Na Rohackie Stawy wybraliśmy się 21 września 2020 roku. Z Krakowa wyjechaliśmy około 8:00. Na parkingu pod Spaloną byliśmy przed 10:00. Cena za parking to 3 Euro za cały dzień.
Z parkingu ruszamy zielonym szlakiem lekko pod górę przez las. Dochodzimy do szlaku czerwonego (asfalt), który przypomina nam szlak do Morskiego Oka. Trasa mija nam bardzo przyjemnie. Mijamy tylko kilkoro turystów. Tym ten szlak zdecydowanie różni się od szlaku na Morsie Oko☺ Do rozwidlenia szlaków (Adamcula) dochodzimy po około 30 minutach marszu. Tutaj odbijamy w prawo szlakiem żółtym i niebieskim idziemy początkowo asfaltem, następnie szlak zmienia się w wąską kamienną ścieżkę prowadzącą nas dość stromo w górę. Mijamy Niżni Rohacki Wodospad, nie zatrzymujemy się, idziemy nadal pod górę. Docieramy do znaku Rohacki Wodospad na wysokości 1340 m n.p.m.
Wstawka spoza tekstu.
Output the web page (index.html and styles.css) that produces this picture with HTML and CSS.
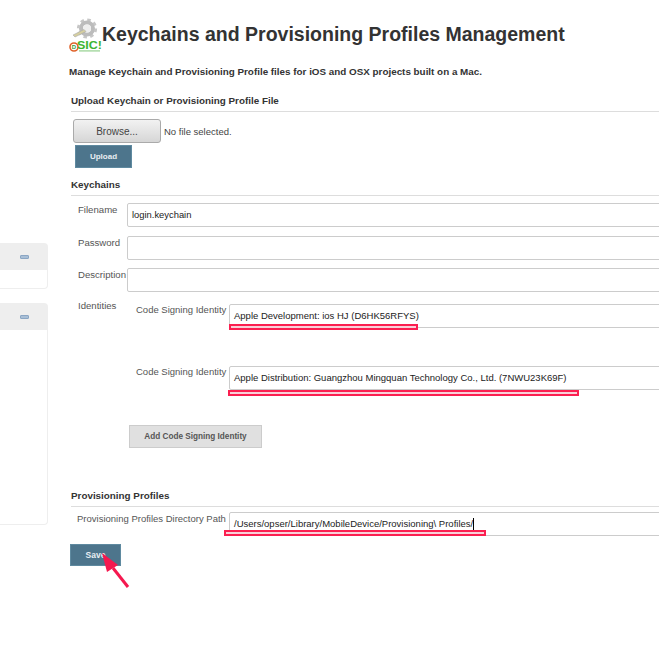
FILE: index.html
```html
<!DOCTYPE html>
<html lang="en">
<head>
    <meta charset="UTF-8">
    <meta name="viewport" content="width=device-width, initial-scale=1.0">
    <title>Keychains and Provisioning Profiles Management</title>
    <link rel="stylesheet" href="styles.css">
</head>
<body>
    <div class="side">
        <div class="panel panel-small">
            <div class="panel-head"><span class="minus"></span></div>
        </div>
        <div class="panel panel-big">
            <div class="panel-head"><span class="minus"></span></div>
        </div>
    </div>
    <div class="main">
        <div class="title-row">
            <svg class="logo" width="33" height="36" viewBox="0 0 33 36">
                <g transform="translate(18 12.5)">
                    <circle r="8.8" fill="none" stroke="#c6c6c6" stroke-width="2.6" stroke-dasharray="3.5 3.41"/>
                    <circle r="6" fill="none" stroke="#bcbcbc" stroke-width="4"/>
                    <circle r="4" fill="#eeeeee"/>
                </g>
                <path d="M4 19 L15 13.5 L17 15.5 L6 21 Z" fill="#d6cfa0" stroke="#aaaaaa" stroke-width="0.6"/>
                <rect x="6" y="24" width="27" height="11" fill="#fff" opacity="0.85"/>
                <circle cx="5" cy="31" r="4" fill="#fff" stroke="#e0622a" stroke-width="1.6"/>
                <text x="5" y="33.2" class="logo-o">D</text>
                <text x="8" y="33" class="logo-sic" textLength="25" lengthAdjust="spacingAndGlyphs">SIC!</text>
                <rect x="10" y="34.2" width="21" height="1.4" fill="#a5d8a0"/>
            </svg>
            <h1>Keychains and Provisioning Profiles Management</h1>
        </div>
        <p class="desc">Manage Keychain and Provisioning Profile files for iOS and OSX projects built on a Mac.</p>

        <h2 class="section first">Upload Keychain or Provisioning Profile File</h2>
        <div class="upload">
            <div class="file-row">
                <button class="browse">Browse...</button>
                <span>No file selected.</span>
            </div>
            <button class="btn btn-upload">Upload</button>
        </div>

        <h2 class="section keychains">Keychains</h2>
        <div class="row row-filename">
            <label>Filename</label>
            <div class="input">login.keychain</div>
        </div>
        <div class="row row-password">
            <label>Password</label>
            <div class="input"></div>
        </div>
        <div class="row row-description">
            <label>Description</label>
            <div class="input"></div>
        </div>
        <div class="identities">
            <label>Identities</label>
            <div class="identity-list">
                <div class="identity">
                    <label>Code Signing Identity</label>
                    <div class="input small">Apple Development: ios HJ (D6HK56RFYS)<span class="mark mark-dev"></span></div>
                </div>
                <div class="identity second">
                    <label>Code Signing Identity</label>
                    <div class="input small">Apple Distribution: Guangzhou Mingquan Technology Co., Ltd. (7NWU23K69F)<span class="mark mark-dist"></span></div>
                </div>
                <button class="add">Add Code Signing Identity</button>
            </div>
        </div>

        <h2 class="section profiles">Provisioning Profiles</h2>
        <div class="row-path">
            <label>Provisioning Profiles Directory Path</label>
            <div class="input small">/Users/opser/Library/MobileDevice/Provisioning\ Profiles/<span class="caret"></span><span class="mark mark-path"></span></div>
        </div>
        <button class="btn btn-save">Save</button>
    </div>
    <svg class="arrow" width="40" height="46" viewBox="0 0 40 46">
        <path d="M21 24 L36 43" stroke="#f5184f" stroke-width="3" fill="none"/>
        <path d="M10 9 L26 21 L15 28 Z" fill="#f5184f"/>
    </svg>
</body>
</html>
```

FILE: styles.css
```css
body {
    margin: 0;
    padding: 0;
    display: flex;
    height: 662px;
    overflow: hidden;
    position: relative;
    background-color: #fff;
    font-family: "Liberation Sans", Arial, sans-serif;
    color: #333;
}

.side {
    flex: 0 0 48px;
    padding-top: 243px;
    box-sizing: border-box;
}

.panel {
    border: 1px solid #eee;
    border-left: none;
    border-radius: 0 4px 4px 0;
    box-sizing: border-box;
}

.panel-small {
    height: 46px;
    margin-bottom: 14px;
}

.panel-big {
    height: 222px;
}

.panel-head {
    height: 26px;
    background-color: #eee;
    display: flex;
    justify-content: flex-end;
    align-items: center;
    padding-right: 18px;
}

.minus {
    width: 9px;
    height: 4px;
    background-color: #a9bfd6;
    border: 1px solid #8ba6c4;
    border-radius: 1px;
    box-sizing: border-box;
}

.main {
    flex: 1;
    margin-left: 21px;
    min-width: 0;
    overflow: hidden;
}

.title-row {
    display: flex;
    align-items: center;
    height: 36px;
    margin-top: 16px;
}

.logo {
    flex: none;
}

.logo-o {
    font-size: 6px;
    font-weight: bold;
    fill: #3a9a3a;
    text-anchor: middle;
}

.logo-sic {
    font-size: 10.5px;
    font-weight: bold;
    fill: #3cb531;
}

h1 {
    margin: 0;
    font-size: 19.5px;
    font-weight: bold;
    white-space: nowrap;
    color: #333;
}

.desc {
    margin: 13px 0 0;
    font-size: 9.85px;
    line-height: 14px;
    font-weight: bold;
}

.section {
    margin: 0 0 0 2px;
    font-size: 9.85px;
    line-height: 14px;
    font-weight: bold;
    padding-bottom: 3px;
    border-bottom: 1px solid #ddd;
}

.section.first {
    margin-top: 15px;
}

.upload {
    margin-left: 4px;
    padding-top: 7px;
}

.file-row {
    display: flex;
    align-items: center;
    font-size: 9.5px;
    color: #444;
}

.file-row span {
    margin-left: 3px;
}

.browse {
    width: 88px;
    height: 24px;
    padding: 0;
    font-family: inherit;
    font-size: 10px;
    color: #444;
    background: linear-gradient(#f2f2f2, #d6d6d6);
    border: 1px solid #aaa;
    border-radius: 3px;
}

.btn {
    display: block;
    padding: 0;
    font-family: inherit;
    font-size: 8px;
    font-weight: bold;
    color: #e8eef2;
    background-color: #4d758c;
    border: 1px solid #5f8aa0;
}

.btn-upload {
    width: 57px;
    height: 23px;
    margin: 2px 0 0 2px;
}

.section.keychains {
    margin-top: 10px;
}

.row {
    display: flex;
    margin-left: 9px;
}

.row label {
    flex: 0 0 49px;
    font-size: 9.6px;
    color: #555;
    padding-top: 1px;
    white-space: nowrap;
}

.row-filename {
    margin-top: 7px;
}

.row-password {
    margin-top: 9px;
}

.row-description {
    margin-top: 8px;
}

.input {
    position: relative;
    flex: 1;
    min-width: 0;
    margin-right: -10px;
    height: 24px;
    box-sizing: border-box;
    border: 1px solid #ccc;
    border-radius: 2px;
    padding: 0 4px;
    font-size: 9.4px;
    line-height: 22px;
    color: #222;
    white-space: nowrap;
}

.input.small {
    font-size: 9.5px;
}

.identities {
    display: flex;
    margin: 8px 0 0 9px;
}

.identities > label {
    flex: 0 0 58px;
    font-size: 9.6px;
    color: #555;
}

.identity {
    display: flex;
    height: 24px;
}

.identity label {
    flex: 0 0 93px;
    font-size: 9.5px;
    color: #555;
    white-space: nowrap;
}

.identity.second {
    margin-top: 38px;
}

.identity-list {
    flex: 1;
    min-width: 0;
    padding-top: 4px;
}

.add {
    display: block;
    width: 133px;
    height: 23px;
    margin: 35px 0 0 -7px;
    padding: 0;
    font-family: inherit;
    font-size: 8.2px;
    font-weight: bold;
    color: #555;
    background-color: #e0e0e0;
    border: 1px solid #ccc;
}

.section.profiles {
    margin-top: 41px;
}

.row-path {
    display: flex;
    margin: 5px 0 0 8px;
    height: 24px;
}

.row-path label {
    flex: 0 0 152px;
    font-size: 9.5px;
    color: #555;
    padding-top: 1px;
    white-space: nowrap;
}

.caret {
    display: inline-block;
    width: 1px;
    height: 13px;
    background-color: #000;
    vertical-align: middle;
}

.btn-save {
    width: 51px;
    height: 22px;
    margin: 8px 0 0 1px;
    font-size: 8.5px;
}

/* red annotations drawn on top of the screenshot */
.mark {
    position: absolute;
    height: 6px;
    box-sizing: border-box;
    background-color: #f9d0d8;
    border: 2px solid #fb1f50;
}

.mark-dev {
    left: -1px;
    top: 19px;
    width: 189px;
}

.mark-dist {
    left: -2px;
    top: 23px;
    width: 351px;
}

.mark-path {
    left: -6px;
    top: 17px;
    width: 262px;
}

.arrow {
    position: absolute;
    left: 92px;
    top: 544px;
}
```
Skręcamy w lewo, przechodzimy drewniany mostek i docieramy do Wyżniego Rohackiego Wodospadu. Od Adamculi zajmuje nam to jakieś 30 minut. Wodospad robi wrażenie. Jego łączna wysokość wynosi 23 metry, a otaczające go skały i drzewa robią klimat. Na początku jesteśmy tam sami, więc mamy pole do popisu. Jest szansa na dobre zdjęcie☺
Zdjęcia zrobione, trochę zmarzliśmy więc pora ruszać dalej. Kontynuujemy wędrówkę niebieskim szlakiem.
Docieramy do Rozdroża pod Przednim Zielonym (1473 m n.p.m.). Słońce jest już w zenicie, robi się bardzo gorąco. Postanawiamy usiąść na chwilę, zjeść coś i się nawodnić. Po 15 minutach ruszamy dalej. Przed nami dość męczące podejście do Wyżniego Stawu Rohackiego. Początkowo idziemy wąską kamienną ścieżką, po lewej stronie mijamy Zielone Jeziorko. Robi wrażenie☺ ścieżka jest dość wąska, a ponieważ ruch się nasila nie zatrzymujemy się na długo.
Po dość męczącej wędrówce docieramy do Wyżniego Stawu Rocackiego.
Pogoda nam sprzyja, a i turystów nie ma wielu, postanawiamy więc zrobić dłuższą przerwę na zdjęcia i posiłek.
Staw ten znajduje się na wysokości 1718 m n.p.m., ma 8,1 m głębokości i zajmuje 1,45 ha. Znad jego brzegów widoczny jest Wołowiec i Rakoń.
Idziemy dalej zielonym szlakiem w kierunku Pośrednniego i Małego Rohackiego Stawu.
Ostatnim stawem, który mijamy, jest Niżni Staw Rohacki. Znajduje się on na 1563 m i jest największym jeziorem w Tatrach Zachodnich – zajmuje powierzchnię 2,2 ha a jego maksymalna głębokość wynosi 6,5 m.
Po chwili kontynuujemy wędrówkę zielonym szlakiem i docieramy do Bufetu Rochackiego - 1380 m n. p. m. (Ťatliakova chata). Zamówiliśmy tam bezalkoholowe piwo cytrynowe i słynne kluseczki słowackie z bryndzą. Bufet pełni też funkcję schroniska w sezonie letnim. Tuż za schroniskiem znajduje się Tatliakowe Jeziorko/Czarna Młaka – niewielkich rozmiarów, płytki stawek o powierzchni niespełna 0,3 ha i maksymalnej głębokości 1,2 m.
Najedzeni ruszamy asfaltową drogą do parkingu pod Spaloną.
Podsumowując, wędrówka nie była jakoś bardzo męcząca. Oprócz kilku krótkich, stromych podejść na szlaku nie znajdziecie żadnych utrudnień. Szlak jet przyjemny z wieloma pięknymi widokami. Trasa możliwa jest do przejścia w około 6 h.